**Work to complete**
Search the entries below. Return every line that has "styles" in it.
***** Supplied data
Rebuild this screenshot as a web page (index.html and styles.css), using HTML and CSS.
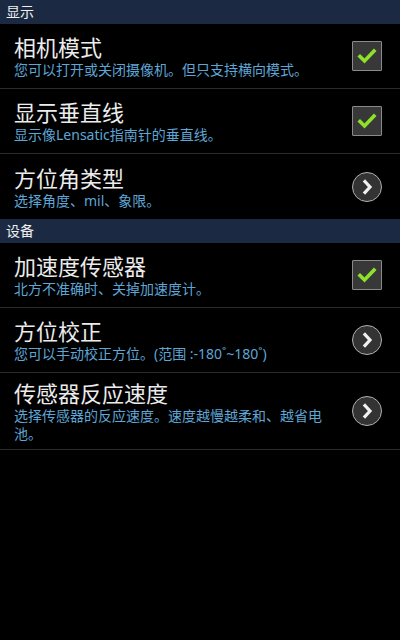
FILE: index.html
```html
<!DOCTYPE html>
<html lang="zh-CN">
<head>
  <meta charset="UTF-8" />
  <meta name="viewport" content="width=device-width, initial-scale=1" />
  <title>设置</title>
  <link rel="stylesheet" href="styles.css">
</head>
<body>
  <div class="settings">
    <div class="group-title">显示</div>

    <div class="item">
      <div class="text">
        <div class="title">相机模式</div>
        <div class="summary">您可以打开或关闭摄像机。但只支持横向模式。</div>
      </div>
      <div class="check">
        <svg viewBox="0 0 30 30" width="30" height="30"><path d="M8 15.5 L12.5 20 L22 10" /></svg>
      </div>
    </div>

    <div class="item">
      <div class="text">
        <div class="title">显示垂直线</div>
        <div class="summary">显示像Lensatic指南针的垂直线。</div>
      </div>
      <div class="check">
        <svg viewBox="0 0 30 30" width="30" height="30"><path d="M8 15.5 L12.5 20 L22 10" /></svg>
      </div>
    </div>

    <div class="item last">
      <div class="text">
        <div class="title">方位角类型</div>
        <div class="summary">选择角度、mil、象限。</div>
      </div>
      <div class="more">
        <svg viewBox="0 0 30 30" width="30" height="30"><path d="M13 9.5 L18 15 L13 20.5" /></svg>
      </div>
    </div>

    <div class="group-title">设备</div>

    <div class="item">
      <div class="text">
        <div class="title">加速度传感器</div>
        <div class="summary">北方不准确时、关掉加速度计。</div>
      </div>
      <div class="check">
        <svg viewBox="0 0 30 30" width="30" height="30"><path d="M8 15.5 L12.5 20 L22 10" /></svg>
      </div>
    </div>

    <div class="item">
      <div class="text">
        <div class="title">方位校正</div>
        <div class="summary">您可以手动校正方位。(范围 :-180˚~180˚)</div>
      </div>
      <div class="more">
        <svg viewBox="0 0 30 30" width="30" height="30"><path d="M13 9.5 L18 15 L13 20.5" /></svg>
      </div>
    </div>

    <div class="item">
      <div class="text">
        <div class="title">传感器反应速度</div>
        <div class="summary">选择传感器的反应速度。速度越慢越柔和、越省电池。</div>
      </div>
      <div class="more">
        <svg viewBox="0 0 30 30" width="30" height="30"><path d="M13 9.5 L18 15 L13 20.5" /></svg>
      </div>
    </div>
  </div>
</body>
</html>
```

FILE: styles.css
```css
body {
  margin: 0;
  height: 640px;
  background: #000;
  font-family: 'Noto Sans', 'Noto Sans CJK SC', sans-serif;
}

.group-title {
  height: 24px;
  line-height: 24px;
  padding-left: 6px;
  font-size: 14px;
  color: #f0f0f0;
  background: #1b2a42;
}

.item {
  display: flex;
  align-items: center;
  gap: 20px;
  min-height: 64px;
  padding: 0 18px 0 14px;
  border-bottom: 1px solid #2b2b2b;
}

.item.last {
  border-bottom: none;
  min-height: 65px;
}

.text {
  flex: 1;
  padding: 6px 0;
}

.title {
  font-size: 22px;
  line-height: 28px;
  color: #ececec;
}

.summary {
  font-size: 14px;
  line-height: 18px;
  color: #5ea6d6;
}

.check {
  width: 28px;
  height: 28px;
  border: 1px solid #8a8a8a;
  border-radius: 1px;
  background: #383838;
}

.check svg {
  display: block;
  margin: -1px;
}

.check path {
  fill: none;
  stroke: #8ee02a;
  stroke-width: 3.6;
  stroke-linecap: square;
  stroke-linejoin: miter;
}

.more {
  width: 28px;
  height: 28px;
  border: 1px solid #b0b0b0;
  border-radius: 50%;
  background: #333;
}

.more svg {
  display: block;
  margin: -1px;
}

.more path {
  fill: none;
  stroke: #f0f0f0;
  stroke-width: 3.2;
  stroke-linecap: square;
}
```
**********
***** Supplied data
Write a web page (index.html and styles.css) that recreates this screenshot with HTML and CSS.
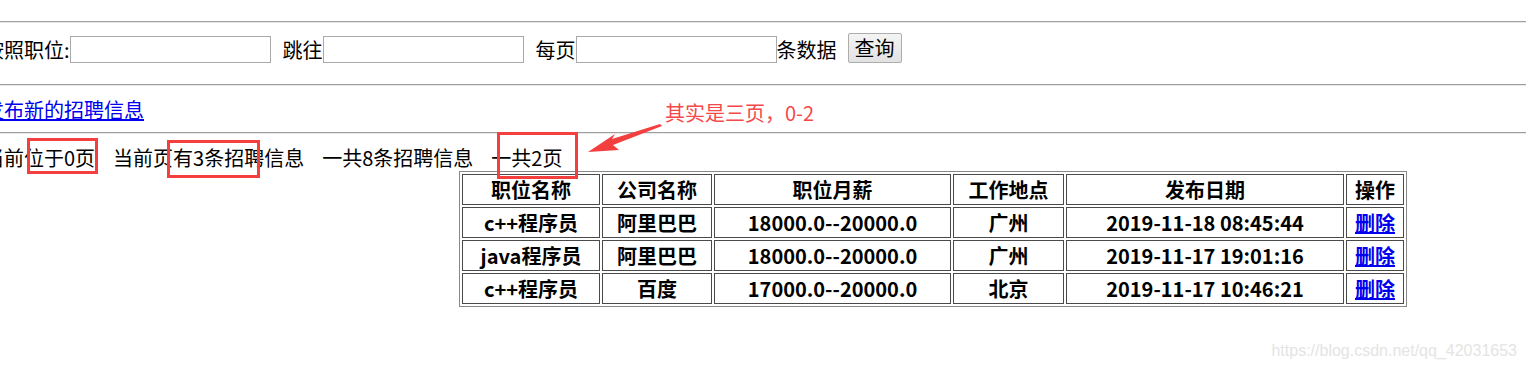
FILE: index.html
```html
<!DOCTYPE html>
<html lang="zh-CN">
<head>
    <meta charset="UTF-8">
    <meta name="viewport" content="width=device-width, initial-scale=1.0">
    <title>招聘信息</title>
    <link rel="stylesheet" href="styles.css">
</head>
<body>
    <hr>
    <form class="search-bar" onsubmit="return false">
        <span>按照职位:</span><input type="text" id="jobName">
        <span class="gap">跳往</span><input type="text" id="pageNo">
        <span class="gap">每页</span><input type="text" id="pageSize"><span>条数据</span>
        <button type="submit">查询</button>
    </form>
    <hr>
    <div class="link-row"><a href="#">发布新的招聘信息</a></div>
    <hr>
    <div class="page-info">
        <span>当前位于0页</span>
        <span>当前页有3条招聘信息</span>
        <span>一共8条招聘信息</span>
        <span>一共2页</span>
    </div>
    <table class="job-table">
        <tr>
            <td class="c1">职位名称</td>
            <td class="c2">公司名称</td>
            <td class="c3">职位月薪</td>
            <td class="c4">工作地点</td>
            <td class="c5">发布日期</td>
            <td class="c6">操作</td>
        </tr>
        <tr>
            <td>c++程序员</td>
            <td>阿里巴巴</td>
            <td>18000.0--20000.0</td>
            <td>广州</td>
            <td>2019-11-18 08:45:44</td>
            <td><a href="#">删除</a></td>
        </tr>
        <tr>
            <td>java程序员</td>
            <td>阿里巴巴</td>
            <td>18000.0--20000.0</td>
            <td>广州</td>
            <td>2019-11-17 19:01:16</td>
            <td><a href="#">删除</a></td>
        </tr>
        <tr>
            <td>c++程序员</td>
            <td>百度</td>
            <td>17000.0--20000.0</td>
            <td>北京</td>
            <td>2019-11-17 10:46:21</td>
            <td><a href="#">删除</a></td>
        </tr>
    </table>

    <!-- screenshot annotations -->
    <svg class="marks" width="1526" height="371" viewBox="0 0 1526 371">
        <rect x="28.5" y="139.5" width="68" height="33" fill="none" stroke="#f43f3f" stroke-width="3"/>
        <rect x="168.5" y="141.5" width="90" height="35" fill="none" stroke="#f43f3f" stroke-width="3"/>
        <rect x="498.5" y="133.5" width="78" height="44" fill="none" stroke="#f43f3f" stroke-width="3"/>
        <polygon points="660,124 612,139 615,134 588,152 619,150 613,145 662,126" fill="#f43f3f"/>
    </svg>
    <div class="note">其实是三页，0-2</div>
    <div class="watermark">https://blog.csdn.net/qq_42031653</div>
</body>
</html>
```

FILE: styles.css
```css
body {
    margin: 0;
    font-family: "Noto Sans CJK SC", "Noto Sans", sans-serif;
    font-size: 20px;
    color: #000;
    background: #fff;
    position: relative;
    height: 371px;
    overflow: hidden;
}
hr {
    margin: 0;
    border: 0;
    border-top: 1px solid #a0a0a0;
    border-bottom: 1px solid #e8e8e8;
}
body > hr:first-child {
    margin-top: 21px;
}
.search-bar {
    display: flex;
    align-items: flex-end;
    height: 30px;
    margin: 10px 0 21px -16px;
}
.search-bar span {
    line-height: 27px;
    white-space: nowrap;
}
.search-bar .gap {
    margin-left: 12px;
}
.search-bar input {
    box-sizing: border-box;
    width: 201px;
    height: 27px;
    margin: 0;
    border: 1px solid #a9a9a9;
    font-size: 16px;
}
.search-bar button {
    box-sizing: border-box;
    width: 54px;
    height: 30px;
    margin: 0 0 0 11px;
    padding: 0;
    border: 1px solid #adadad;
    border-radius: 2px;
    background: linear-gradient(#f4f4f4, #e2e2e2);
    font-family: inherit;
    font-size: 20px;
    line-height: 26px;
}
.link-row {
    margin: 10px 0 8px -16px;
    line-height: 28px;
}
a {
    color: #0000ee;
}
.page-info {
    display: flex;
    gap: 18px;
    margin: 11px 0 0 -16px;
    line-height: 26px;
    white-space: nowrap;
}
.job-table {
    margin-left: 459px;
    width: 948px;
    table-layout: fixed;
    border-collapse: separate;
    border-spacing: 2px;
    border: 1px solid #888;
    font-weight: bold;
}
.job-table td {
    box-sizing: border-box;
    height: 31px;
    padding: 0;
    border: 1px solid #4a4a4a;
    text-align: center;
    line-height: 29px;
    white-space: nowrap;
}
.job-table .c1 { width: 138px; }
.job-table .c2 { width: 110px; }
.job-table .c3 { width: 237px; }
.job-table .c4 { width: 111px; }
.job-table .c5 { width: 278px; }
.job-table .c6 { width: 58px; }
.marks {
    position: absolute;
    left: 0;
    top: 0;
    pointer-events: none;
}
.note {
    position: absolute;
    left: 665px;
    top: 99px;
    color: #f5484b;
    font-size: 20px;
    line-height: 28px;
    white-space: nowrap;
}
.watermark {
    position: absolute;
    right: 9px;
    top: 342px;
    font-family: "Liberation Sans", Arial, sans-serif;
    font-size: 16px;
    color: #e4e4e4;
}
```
**********
**Exercise result**
Rebuild this screenshot as a web page (index.html and styles.css), using HTML and CSS.
  <link rel="stylesheet" href="styles.css">
FILE: styles.css
Write a web page (index.html and styles.css) that recreates this screenshot with HTML and CSS.
    <link rel="stylesheet" href="styles.css">
FILE: styles.css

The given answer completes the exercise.